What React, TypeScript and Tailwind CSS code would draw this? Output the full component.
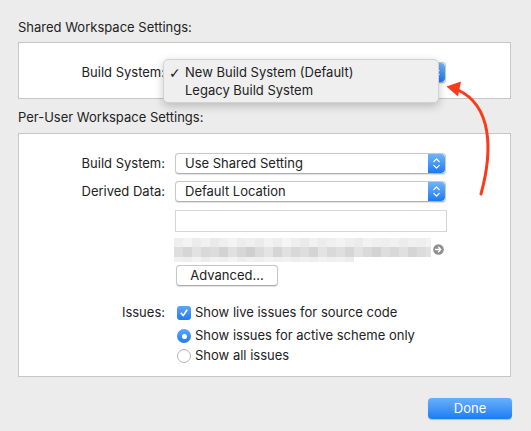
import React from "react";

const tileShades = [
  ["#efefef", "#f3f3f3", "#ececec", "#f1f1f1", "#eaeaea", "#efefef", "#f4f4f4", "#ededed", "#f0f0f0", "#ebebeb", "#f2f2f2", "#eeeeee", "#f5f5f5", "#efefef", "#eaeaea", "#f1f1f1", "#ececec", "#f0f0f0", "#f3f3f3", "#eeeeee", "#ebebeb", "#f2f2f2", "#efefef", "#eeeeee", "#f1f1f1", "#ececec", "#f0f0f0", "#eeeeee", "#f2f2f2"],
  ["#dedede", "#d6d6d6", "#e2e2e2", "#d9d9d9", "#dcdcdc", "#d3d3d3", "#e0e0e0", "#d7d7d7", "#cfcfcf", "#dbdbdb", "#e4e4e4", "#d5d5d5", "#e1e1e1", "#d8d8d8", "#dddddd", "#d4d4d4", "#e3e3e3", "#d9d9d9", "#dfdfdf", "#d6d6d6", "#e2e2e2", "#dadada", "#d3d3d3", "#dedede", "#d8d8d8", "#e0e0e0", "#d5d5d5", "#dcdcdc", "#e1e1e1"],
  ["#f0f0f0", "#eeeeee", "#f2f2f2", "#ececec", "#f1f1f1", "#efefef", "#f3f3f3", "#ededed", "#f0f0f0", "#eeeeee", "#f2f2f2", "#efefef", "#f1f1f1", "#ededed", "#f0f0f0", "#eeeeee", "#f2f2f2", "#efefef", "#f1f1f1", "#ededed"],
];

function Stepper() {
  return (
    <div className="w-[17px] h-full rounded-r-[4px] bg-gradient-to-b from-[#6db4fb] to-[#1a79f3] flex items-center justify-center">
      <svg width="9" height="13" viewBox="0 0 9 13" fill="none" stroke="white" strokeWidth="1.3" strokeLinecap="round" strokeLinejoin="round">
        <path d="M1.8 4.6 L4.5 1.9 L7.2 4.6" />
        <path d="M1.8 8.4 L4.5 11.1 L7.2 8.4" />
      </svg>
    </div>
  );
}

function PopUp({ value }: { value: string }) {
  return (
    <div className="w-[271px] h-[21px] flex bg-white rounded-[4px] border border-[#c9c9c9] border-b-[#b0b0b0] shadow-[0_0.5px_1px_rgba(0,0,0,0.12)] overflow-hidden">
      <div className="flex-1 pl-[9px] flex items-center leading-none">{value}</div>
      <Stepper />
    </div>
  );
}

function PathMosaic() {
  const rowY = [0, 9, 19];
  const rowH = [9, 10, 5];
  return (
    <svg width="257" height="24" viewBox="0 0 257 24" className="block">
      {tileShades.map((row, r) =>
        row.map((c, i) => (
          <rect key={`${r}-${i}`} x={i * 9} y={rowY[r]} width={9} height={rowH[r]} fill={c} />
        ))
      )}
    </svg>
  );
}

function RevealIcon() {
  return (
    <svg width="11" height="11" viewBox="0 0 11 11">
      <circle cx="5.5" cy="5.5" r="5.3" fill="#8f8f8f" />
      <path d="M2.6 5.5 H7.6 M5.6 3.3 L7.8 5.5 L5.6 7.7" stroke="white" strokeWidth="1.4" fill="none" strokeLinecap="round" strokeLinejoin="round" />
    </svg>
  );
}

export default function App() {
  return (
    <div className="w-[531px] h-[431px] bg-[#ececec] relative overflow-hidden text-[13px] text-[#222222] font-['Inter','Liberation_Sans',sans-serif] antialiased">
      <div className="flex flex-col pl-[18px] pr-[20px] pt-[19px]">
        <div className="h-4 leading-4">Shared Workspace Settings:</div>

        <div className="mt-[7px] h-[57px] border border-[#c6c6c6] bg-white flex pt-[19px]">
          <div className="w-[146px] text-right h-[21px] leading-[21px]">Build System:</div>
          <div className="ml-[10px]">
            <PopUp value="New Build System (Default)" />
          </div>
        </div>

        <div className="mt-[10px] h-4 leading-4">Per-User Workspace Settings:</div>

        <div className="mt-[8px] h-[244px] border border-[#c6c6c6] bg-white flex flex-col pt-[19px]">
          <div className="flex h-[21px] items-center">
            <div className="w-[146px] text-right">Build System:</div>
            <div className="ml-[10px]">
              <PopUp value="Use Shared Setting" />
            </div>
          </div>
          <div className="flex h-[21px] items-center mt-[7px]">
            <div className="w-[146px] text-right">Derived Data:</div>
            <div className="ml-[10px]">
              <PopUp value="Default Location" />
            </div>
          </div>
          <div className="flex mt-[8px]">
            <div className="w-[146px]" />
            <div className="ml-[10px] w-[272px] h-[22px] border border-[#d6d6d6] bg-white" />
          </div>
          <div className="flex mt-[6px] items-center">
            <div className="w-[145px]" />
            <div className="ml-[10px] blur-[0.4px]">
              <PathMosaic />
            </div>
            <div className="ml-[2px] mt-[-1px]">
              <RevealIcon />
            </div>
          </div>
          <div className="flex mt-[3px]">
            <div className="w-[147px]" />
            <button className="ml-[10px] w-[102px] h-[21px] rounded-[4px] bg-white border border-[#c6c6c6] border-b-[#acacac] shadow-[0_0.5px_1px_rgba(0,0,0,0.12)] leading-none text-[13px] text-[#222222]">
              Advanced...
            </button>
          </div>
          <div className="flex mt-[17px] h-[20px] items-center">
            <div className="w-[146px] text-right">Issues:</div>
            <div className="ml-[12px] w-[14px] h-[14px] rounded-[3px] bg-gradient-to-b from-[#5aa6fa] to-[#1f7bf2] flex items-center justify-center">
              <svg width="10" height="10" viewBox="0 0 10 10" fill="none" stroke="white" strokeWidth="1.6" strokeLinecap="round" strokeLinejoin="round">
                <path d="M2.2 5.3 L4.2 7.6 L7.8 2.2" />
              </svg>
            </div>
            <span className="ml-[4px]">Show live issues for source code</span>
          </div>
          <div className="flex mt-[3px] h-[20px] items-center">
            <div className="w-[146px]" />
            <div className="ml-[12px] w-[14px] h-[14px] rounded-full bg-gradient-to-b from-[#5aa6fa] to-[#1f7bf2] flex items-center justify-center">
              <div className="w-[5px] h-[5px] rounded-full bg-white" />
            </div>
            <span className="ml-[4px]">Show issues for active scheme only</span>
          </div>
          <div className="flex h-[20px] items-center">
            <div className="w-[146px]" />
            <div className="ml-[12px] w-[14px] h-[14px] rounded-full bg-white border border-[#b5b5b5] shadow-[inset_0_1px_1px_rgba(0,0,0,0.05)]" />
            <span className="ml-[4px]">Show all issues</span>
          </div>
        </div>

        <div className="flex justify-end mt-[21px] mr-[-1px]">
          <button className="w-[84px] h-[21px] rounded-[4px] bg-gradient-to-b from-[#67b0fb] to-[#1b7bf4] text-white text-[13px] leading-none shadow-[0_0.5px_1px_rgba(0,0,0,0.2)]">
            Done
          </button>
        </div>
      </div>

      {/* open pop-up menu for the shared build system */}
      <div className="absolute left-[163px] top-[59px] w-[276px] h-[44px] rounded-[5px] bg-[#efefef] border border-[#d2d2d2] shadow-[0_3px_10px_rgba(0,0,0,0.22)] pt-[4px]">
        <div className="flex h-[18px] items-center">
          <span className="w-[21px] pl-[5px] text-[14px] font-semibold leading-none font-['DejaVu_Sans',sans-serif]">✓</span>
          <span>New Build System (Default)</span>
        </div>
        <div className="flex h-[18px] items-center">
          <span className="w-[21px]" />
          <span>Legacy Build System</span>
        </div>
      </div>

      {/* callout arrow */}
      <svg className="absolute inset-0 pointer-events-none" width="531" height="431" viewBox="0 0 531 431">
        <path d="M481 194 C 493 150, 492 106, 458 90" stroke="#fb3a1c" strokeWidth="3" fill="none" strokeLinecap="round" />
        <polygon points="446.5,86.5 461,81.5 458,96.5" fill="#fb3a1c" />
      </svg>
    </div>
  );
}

• • • • • • •

▶ [PROBLEM]
Restate each line from the start of the listing through the line bearing "import React from" word for word. Drop the pictures.

▶ [SOLUTION TO THIS EXERCISE]
What React, TypeScript and Tailwind CSS code would draw this? Output the full component.
import React from "react";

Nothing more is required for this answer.